Source material ▸
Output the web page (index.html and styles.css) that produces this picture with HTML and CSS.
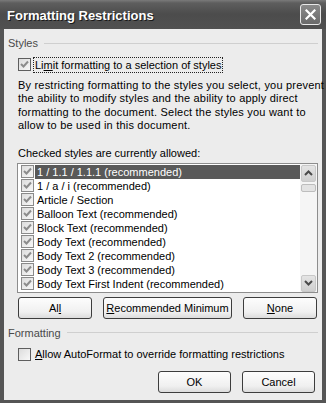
FILE: index.html
```html
<!DOCTYPE html>
<html lang="en">
<head>
    <meta charset="UTF-8">
    <title>Formatting Restrictions</title>
    <link rel="stylesheet" href="styles.css">
</head>
<body>
    <div class="window">
        <div class="titlebar">
            <span class="title">Formatting Restrictions</span>
            <span class="close">
                <svg width="11" height="11" viewBox="0 0 11 11"><path d="M1.5 1.5 L9.5 9.5 M9.5 1.5 L1.5 9.5" stroke="#fff" stroke-width="2.2" stroke-linecap="square"/></svg>
            </span>
        </div>

        <div class="client">
            <!-- grupo styles -->
            <div class="group-head"><span>Styles</span><i class="rule"></i></div>

            <div class="check-row limit">
                <span class="cb checked"><svg width="9" height="9" viewBox="0 0 9 9"><path d="M1 4 L3.5 6.5 L8 1.5" fill="none" stroke="#8c8c8c" stroke-width="2"/></svg></span>
                <span class="focus">Li<u>m</u>it formatting to a selection of styles</span>
            </div>

            <p class="info">By restricting formatting to the styles you select, you prevent<br>the ability to modify styles and the ability to apply direct<br>formatting to the document. Select the styles you want to<br>allow to be used in this document.</p>

            <p class="caption">Checked styles are currently allowed:</p>

            <div class="listbox">
                <ul class="items">
                    <li class="selected"><span class="cb checked"><svg width="9" height="9" viewBox="0 0 9 9"><path d="M1 4 L3.5 6.5 L8 1.5" fill="none" stroke="#8c8c8c" stroke-width="2"/></svg></span><span class="txt">1 / 1.1 / 1.1.1 (recommended)</span></li>
                    <li><span class="cb checked"><svg width="9" height="9" viewBox="0 0 9 9"><path d="M1 4 L3.5 6.5 L8 1.5" fill="none" stroke="#8c8c8c" stroke-width="2"/></svg></span><span class="txt">1 / a / i (recommended)</span></li>
                    <li><span class="cb checked"><svg width="9" height="9" viewBox="0 0 9 9"><path d="M1 4 L3.5 6.5 L8 1.5" fill="none" stroke="#8c8c8c" stroke-width="2"/></svg></span><span class="txt">Article / Section</span></li>
                    <li><span class="cb checked"><svg width="9" height="9" viewBox="0 0 9 9"><path d="M1 4 L3.5 6.5 L8 1.5" fill="none" stroke="#8c8c8c" stroke-width="2"/></svg></span><span class="txt">Balloon Text (recommended)</span></li>
                    <li><span class="cb checked"><svg width="9" height="9" viewBox="0 0 9 9"><path d="M1 4 L3.5 6.5 L8 1.5" fill="none" stroke="#8c8c8c" stroke-width="2"/></svg></span><span class="txt">Block Text (recommended)</span></li>
                    <li><span class="cb checked"><svg width="9" height="9" viewBox="0 0 9 9"><path d="M1 4 L3.5 6.5 L8 1.5" fill="none" stroke="#8c8c8c" stroke-width="2"/></svg></span><span class="txt">Body Text (recommended)</span></li>
                    <li><span class="cb checked"><svg width="9" height="9" viewBox="0 0 9 9"><path d="M1 4 L3.5 6.5 L8 1.5" fill="none" stroke="#8c8c8c" stroke-width="2"/></svg></span><span class="txt">Body Text 2 (recommended)</span></li>
                    <li><span class="cb checked"><svg width="9" height="9" viewBox="0 0 9 9"><path d="M1 4 L3.5 6.5 L8 1.5" fill="none" stroke="#8c8c8c" stroke-width="2"/></svg></span><span class="txt">Body Text 3 (recommended)</span></li>
                    <li><span class="cb checked"><svg width="9" height="9" viewBox="0 0 9 9"><path d="M1 4 L3.5 6.5 L8 1.5" fill="none" stroke="#8c8c8c" stroke-width="2"/></svg></span><span class="txt">Body Text First Indent (recommended)</span></li>
                </ul>
                <div class="scrollbar">
                    <span class="arrow"><svg width="9" height="6" viewBox="0 0 9 6"><path d="M1 5 L4.5 1.5 L8 5" fill="none" stroke="#4a4a4a" stroke-width="2"/></svg></span>
                    <span class="thumb"></span>
                    <span class="track"></span>
                    <span class="arrow"><svg width="9" height="6" viewBox="0 0 9 6"><path d="M1 1 L4.5 4.5 L8 1" fill="none" stroke="#4a4a4a" stroke-width="2"/></svg></span>
                </div>
            </div>

            <div class="btn-row spread">
                <button class="btn small">Al<u>l</u></button>
                <button class="btn wide"><u>R</u>ecommended Minimum</button>
                <button class="btn small"><u>N</u>one</button>
            </div>

            <!-- grupo formatting -->
            <div class="group-head"><span>Formatting</span><i class="rule"></i></div>

            <div class="check-row allow">
                <span class="cb"></span>
                <span class="lbl"><u>A</u>llow AutoFormat to override formatting restrictions</span>
            </div>

            <div class="btn-row end">
                <button class="btn small">OK</button>
                <button class="btn small">Cancel</button>
            </div>
        </div>
    </div>
</body>
</html>
```

FILE: styles.css
```css
body {
    margin: 0;
    background: #fff;
    font-family: "Liberation Sans", Arial, sans-serif;
    font-size: 11px;
    color: #000;
}

.window {
    width: 326px;
    height: 403px;
    box-sizing: border-box;
    background: #555;
    padding: 0 4px 3px 4px;
    display: flex;
    flex-direction: column;
}

/* barra de titulo */
.titlebar {
    height: 29px;
    margin: 0 -4px;
    padding: 0 4px 0 7px;
    display: flex;
    align-items: center;
    justify-content: space-between;
    background: linear-gradient(#7a7a7a 0, #5e5e5e 3px, #4c4c4c 14px, #505050 29px);
}

.title {
    color: #fff;
    font-weight: bold;
    font-size: 13px;
    text-shadow: 1px 1px 0 #1a1a1a;
    margin-top: 1px;
}

.close {
    width: 19px;
    height: 19px;
    border: 1px solid #e8e8e8;
    border-radius: 3px;
    background: linear-gradient(#8a8a8a, #6a6a6a);
    display: flex;
    align-items: center;
    justify-content: center;
    margin-right: 1px;
}

.client {
    flex: 1;
    background: #ececec;
    padding: 0 4px;
}

.group-head {
    display: flex;
    align-items: center;
    height: 14px;
    color: #4a4a4a;
    margin-top: 7px;
}

.group-head .rule {
    flex: 1;
    height: 1px;
    background: #cfcfcf;
    margin-left: 6px;
}

.check-row {
    display: flex;
    align-items: center;
    margin-left: 10px;
    height: 17px;
}

.limit {
    margin-top: 6px;
}

.allow {
    margin-top: 6px;
}

.cb {
    width: 11px;
    height: 11px;
    border: 1px solid #5e5e5e;
    background: linear-gradient(135deg, #dcdcdc, #f8f8f8);
    display: flex;
    align-items: center;
    justify-content: center;
    flex: none;
}

.focus {
    margin-left: 2px;
    padding: 1px;
    border: 1px dotted #222;
}

.lbl {
    margin-left: 4px;
}

.info {
    margin: 6px 0 0 10px;
    line-height: 13.4px;
    letter-spacing: 0.2px;
    white-space: nowrap;
}

.caption {
    margin: 14px 0 0 10px;
    line-height: 13px;
}

.listbox {
    margin: 3px 0 0 9px;
    height: 130px;
    box-sizing: border-box;
    border: 1px solid #8d8d8d;
    background: #fff;
    display: flex;
}

.items {
    list-style: none;
    margin: 0;
    padding: 1px 0 0 3px;
    flex: 1;
}

.items li {
    height: 14px;
    display: flex;
    align-items: center;
}

.items .cb {
    border-color: #8a8a8a;
    margin-right: 1px;
}

.items .txt {
    flex: 1;
    padding-left: 2px;
    line-height: 14px;
}

.items .selected .txt {
    background: #595959;
    color: #fff;
}

.scrollbar {
    width: 17px;
    display: flex;
    flex-direction: column;
    background: #f5f5f5;
    padding-top: 1px;
}

.scrollbar .arrow {
    height: 15px;
    margin: 0 1px;
    border: 1px solid #c8c8c8;
    border-radius: 2px;
    background: linear-gradient(#e4e4e4, #cfcfcf);
    display: flex;
    align-items: center;
    justify-content: center;
}

.scrollbar .thumb {
    height: 6px;
    margin: 2px 1px 0 1px;
    border: 1px solid #bdbdbd;
    border-radius: 2px;
    background: #e3e3e3;
}

.scrollbar .track {
    flex: 1;
}

.btn-row {
    display: flex;
    margin-left: 10px;
}

.btn-row.spread {
    margin-top: 4px;
    gap: 11px;
}

.btn-row.end {
    justify-content: flex-end;
    gap: 11px;
    margin-top: 8px;
    margin-right: 3px;
}

.btn {
    height: 22px;
    border: 1px solid #3d3d3d;
    border-radius: 3px;
    background: linear-gradient(#fdfdfd, #f0f0f0 70%, #dcdcdc);
    font-family: inherit;
    font-size: 11px;
    color: #000;
    padding: 0;
}

.btn.small {
    width: 74px;
}

.btn.wide {
    width: 129px;
}

.btn-row.end .btn {
    width: 73px;
}
```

Exercise details ▸ Your task is to collect every line above that contains the word "index".

Reply to the task ▸
Output the web page (index.html and styles.css) that produces this picture with HTML and CSS.
FILE: index.html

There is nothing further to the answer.